Aklatang Bayan
- Formation: 1910; 116 years ago
- Founded at: Tondo, Manila
- Official language: Tagalog

= Aklatang Bayan =

Philippine literary association

Aklatang Bayan was a Philippine literary society established in 1910. Its primary objective was to support the Tagalog language. The organization contributed to the standardization of Tagalog and advocated for its recognition as the basis of the national language of the Philippines. It left a mark on the history of Tagalog literature by organizing the first balagtasan in 1924.

== History and activities ==
Aklatang Bayan was founded in 1910 in Tondo, Manila, and continued its operations until the onset of World War II. Its first chairman was Rosauro Almario, succeeded in 1915 by Precioso Palma. From 1922 until his death in 1947, Julián Cruz Balmaceda served as its leader. The society was among several literary organizations that emerged in the Philippine archipelago under American rule, especially in Manila and nearby areas. It emerged as a prominent institution in Philippine literary circles due to its membership of numerous influential figures, many of whom were also engaged in political activities. Its main rival was Ilaw at Panitik, founded in 1912 and aligned with Tagalog romantic traditions. In 1935, it encountered further competition from the modernist Kapisanang Panitikan, established by Clodualdo del Mundo and Alejandro G. Abadilla.

The main mission of Aklatang Bayan was to advance the Tagalog language and the cultural heritage derived from it. This objective was achieved through diverse activities, including the sponsorship of poetry contests that, in the prevailing custom of the period, typically involved recitation rather than the submission of original works. Each year, on the anniversary of the birth of Francisco Balagtas, known as the preeminent poet in the Tagalog tradition, members convened in a designated town to conduct cultural programs. Commemorations were likewise extended to other distinguished contributors to Tagalog literature, such as Marcelo H. del Pilar and Andrés Bonifacio.

Members contributed poetry, short fiction, essays, and novels to Tagalog-language publications, such as Taliba, Ang Mithi, Pagkakaisa, and Watawat. The society further supported the development of innovative literary forms anchored in indigenous Philippine aesthetics. It organized the first balagtasan in 1924, a native Philippine genre in the form of a poetic debate.

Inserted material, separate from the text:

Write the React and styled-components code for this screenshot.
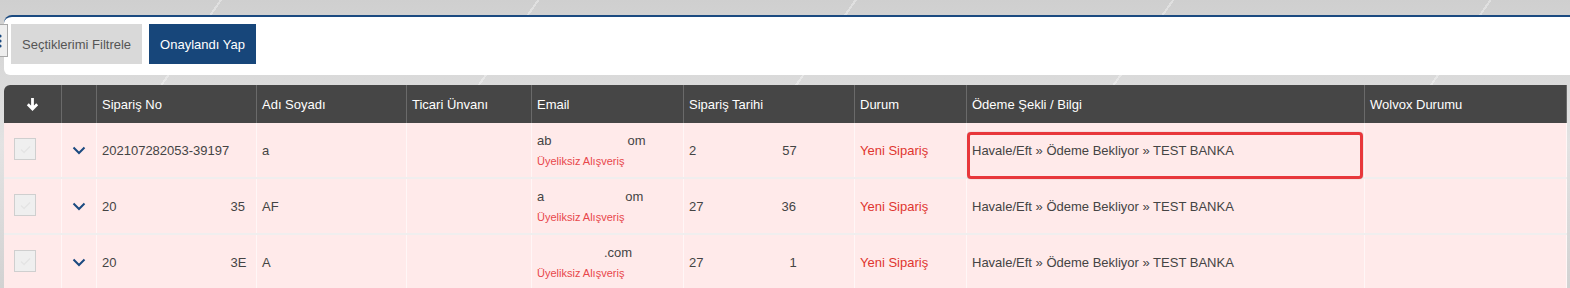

Members of Aklatang Bayan actively engaged in debates within the Philippine intelligentsia during the early 20th century. In its rivalry with Ilaw at Panitik, the society generally adopted traditionalist and conservative stances. These positions did not reflect a rejection of modernity or an unquestioning adherence to tradition, but rather opposition to increasing American cultural influence and a commitment to fostering Filipino nationalism. The society frequently invoked themes from the Philippine Revolution and expressed strong support for the designation of Tagalog as the national language at the 1935 Constitutional Convention. These advocacy efforts contributed to the desired effect on 31 December 1937, when President Manuel L. Quezon declared the national language to be based on Tagalog. Following Philippine independence in 1946 – after the society had largely ceased operations – the language was officially renamed Filipino.

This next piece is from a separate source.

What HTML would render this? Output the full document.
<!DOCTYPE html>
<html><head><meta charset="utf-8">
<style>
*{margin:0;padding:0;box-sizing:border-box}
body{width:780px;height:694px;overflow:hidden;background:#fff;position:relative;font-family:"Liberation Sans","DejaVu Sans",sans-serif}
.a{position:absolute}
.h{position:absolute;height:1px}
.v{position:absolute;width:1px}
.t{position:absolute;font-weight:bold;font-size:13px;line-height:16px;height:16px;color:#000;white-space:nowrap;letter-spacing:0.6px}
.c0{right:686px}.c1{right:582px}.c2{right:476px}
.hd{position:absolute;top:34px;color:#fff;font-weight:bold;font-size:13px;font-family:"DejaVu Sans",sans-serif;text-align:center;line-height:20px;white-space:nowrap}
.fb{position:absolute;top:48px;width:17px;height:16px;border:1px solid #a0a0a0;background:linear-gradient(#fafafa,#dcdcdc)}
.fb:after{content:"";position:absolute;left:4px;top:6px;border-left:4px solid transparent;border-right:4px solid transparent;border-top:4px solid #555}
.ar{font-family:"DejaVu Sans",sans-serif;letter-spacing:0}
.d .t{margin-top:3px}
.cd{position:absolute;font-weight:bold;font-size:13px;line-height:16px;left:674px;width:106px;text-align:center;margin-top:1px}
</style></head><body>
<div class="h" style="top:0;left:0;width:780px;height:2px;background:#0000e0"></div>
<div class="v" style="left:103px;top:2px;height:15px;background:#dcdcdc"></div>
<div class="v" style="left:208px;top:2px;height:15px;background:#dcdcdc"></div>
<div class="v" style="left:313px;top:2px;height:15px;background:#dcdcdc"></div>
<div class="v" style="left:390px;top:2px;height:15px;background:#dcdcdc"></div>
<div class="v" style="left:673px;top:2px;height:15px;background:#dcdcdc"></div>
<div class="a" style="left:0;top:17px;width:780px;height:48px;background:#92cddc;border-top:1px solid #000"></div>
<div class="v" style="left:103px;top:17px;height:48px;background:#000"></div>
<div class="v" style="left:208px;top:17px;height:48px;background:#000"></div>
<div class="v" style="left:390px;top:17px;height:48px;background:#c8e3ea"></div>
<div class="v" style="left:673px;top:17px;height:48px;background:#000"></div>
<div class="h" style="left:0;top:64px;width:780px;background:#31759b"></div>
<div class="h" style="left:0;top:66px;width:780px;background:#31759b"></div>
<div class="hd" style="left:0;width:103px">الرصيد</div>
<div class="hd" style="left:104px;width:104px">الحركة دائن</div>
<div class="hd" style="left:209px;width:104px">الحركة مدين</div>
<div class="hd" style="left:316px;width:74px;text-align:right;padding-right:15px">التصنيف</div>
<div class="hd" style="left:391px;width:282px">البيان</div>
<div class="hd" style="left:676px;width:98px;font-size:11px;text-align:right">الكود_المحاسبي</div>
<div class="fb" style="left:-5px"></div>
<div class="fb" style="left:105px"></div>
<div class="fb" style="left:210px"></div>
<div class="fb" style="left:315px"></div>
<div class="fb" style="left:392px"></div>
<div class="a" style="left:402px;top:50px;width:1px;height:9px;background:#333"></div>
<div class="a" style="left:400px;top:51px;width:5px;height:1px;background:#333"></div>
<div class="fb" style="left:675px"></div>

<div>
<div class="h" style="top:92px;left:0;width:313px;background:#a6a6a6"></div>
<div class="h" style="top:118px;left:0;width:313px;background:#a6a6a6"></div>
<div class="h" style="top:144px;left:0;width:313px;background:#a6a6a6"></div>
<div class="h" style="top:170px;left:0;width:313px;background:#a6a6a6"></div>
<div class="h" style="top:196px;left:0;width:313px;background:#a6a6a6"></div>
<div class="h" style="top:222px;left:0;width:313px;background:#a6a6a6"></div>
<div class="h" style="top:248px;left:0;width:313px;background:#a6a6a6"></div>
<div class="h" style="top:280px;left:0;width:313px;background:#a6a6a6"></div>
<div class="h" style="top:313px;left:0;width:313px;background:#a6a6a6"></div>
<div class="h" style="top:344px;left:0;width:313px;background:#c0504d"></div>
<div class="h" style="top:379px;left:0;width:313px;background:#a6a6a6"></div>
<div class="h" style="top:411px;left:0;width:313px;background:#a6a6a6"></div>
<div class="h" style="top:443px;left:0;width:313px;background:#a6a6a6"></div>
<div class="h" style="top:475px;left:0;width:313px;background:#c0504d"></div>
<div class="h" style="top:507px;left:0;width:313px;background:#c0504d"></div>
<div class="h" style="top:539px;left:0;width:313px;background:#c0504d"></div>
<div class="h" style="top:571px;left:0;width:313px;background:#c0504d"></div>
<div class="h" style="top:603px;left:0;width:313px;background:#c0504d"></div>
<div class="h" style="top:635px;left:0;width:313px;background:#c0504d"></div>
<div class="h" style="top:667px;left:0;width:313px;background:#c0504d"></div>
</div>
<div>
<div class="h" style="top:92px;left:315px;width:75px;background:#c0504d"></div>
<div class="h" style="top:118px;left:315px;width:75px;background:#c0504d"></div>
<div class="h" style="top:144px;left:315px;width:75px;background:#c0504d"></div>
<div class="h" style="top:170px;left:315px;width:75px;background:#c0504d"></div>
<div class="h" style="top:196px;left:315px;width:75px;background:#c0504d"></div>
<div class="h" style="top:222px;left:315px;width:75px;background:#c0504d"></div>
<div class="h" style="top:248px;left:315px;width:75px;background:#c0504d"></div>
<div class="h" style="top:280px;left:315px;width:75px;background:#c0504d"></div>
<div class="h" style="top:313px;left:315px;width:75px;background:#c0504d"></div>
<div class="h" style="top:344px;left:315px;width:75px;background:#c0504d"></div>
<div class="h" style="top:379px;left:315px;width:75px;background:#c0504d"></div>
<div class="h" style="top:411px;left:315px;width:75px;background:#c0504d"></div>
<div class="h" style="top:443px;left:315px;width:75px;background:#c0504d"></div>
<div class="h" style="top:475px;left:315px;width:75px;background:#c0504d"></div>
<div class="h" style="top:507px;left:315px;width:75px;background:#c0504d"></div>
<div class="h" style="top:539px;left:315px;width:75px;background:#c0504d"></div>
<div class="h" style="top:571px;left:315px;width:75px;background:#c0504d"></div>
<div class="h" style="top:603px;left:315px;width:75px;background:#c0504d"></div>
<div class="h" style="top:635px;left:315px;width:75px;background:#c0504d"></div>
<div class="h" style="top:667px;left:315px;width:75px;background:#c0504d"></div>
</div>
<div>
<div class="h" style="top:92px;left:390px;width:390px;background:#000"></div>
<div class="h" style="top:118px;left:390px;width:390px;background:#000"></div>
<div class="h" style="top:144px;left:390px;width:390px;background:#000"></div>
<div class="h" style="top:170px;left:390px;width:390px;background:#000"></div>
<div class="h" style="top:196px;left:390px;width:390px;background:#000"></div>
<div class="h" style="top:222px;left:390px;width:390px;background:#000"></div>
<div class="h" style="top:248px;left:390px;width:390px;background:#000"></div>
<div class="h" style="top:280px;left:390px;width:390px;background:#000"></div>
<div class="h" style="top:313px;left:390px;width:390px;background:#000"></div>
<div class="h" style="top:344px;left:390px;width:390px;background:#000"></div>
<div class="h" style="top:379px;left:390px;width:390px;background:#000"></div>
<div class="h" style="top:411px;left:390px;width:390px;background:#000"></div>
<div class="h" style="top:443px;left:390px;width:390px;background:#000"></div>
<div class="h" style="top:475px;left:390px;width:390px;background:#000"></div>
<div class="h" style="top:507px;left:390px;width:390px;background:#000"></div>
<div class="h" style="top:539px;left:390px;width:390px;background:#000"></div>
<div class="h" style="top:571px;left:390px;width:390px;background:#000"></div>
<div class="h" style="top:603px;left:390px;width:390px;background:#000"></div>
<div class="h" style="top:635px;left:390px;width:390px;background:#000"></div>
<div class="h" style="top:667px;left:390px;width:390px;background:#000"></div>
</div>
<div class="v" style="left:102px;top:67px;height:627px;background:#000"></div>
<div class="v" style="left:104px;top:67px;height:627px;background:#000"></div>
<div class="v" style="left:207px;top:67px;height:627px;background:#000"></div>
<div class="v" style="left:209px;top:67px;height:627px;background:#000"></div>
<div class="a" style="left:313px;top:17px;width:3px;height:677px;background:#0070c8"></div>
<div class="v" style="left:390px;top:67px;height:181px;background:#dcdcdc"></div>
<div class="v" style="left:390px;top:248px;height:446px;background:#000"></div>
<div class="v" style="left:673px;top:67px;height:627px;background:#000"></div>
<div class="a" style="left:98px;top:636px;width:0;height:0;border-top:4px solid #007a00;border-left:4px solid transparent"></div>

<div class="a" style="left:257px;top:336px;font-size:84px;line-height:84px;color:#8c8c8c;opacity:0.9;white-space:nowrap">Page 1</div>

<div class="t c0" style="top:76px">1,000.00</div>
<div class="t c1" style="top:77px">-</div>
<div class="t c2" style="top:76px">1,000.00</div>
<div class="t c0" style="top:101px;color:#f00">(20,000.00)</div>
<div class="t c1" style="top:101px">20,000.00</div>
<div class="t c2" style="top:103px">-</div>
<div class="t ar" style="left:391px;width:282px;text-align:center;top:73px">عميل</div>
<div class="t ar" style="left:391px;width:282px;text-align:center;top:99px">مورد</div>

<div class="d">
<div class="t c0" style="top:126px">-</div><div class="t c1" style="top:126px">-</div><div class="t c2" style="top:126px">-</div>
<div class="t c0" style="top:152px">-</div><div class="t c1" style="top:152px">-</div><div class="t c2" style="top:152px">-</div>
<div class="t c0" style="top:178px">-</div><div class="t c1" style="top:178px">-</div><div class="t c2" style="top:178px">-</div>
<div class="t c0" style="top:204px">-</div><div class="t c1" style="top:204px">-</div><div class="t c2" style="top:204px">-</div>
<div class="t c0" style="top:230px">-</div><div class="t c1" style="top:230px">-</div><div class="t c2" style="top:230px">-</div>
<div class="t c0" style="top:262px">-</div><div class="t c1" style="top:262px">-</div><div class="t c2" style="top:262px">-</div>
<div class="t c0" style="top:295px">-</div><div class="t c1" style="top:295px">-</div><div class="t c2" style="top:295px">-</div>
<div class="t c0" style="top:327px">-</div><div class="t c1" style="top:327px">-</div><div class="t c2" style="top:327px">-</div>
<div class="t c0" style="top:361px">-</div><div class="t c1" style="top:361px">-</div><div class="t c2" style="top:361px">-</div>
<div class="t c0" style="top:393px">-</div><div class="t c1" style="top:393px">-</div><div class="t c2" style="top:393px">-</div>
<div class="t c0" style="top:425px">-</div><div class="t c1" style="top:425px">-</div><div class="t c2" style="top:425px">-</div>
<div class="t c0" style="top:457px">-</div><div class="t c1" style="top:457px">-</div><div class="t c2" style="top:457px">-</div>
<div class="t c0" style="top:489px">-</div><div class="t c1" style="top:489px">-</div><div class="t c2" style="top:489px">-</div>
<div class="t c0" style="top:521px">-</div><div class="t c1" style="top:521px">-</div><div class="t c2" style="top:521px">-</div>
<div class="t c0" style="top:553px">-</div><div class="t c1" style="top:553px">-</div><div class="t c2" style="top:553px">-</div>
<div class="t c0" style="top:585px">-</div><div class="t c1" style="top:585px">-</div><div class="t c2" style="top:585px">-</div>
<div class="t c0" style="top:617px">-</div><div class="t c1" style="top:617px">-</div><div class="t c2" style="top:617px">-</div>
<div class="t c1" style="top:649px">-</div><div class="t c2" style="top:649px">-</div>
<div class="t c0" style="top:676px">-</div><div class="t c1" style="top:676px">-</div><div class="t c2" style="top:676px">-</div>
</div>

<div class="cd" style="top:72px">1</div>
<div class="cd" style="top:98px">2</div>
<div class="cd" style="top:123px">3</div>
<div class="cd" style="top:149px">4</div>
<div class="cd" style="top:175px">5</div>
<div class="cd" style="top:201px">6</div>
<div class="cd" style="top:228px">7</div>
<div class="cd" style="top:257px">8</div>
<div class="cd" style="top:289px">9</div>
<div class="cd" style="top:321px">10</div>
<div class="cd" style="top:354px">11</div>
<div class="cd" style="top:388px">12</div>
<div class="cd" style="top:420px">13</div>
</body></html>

Despite its emphasis on societal service, Aklatang Bayan occasionally faced criticism for perceived elitism. Notable members included Lope K. Santos, Carlos Ronquillo, Faustino Aguilar, Severino Reyes, Iñigo Ed. Regalado, Hermenegildo Cruz, and Patricio Mariano.

== Significance ==
Aklatang Bayan occupies a recognized position in Philippine history as the first literary society in the country. Its contributions extend beyond establishing an organizational model for native writers and poets. Members played an important role in the standardization of the Tagalog language, particularly through the formulation of accepted grammatical norms and rules for its modern usage. These efforts helped solidify Tagalog's central role in the multilingual and multicultural context of Philippine society.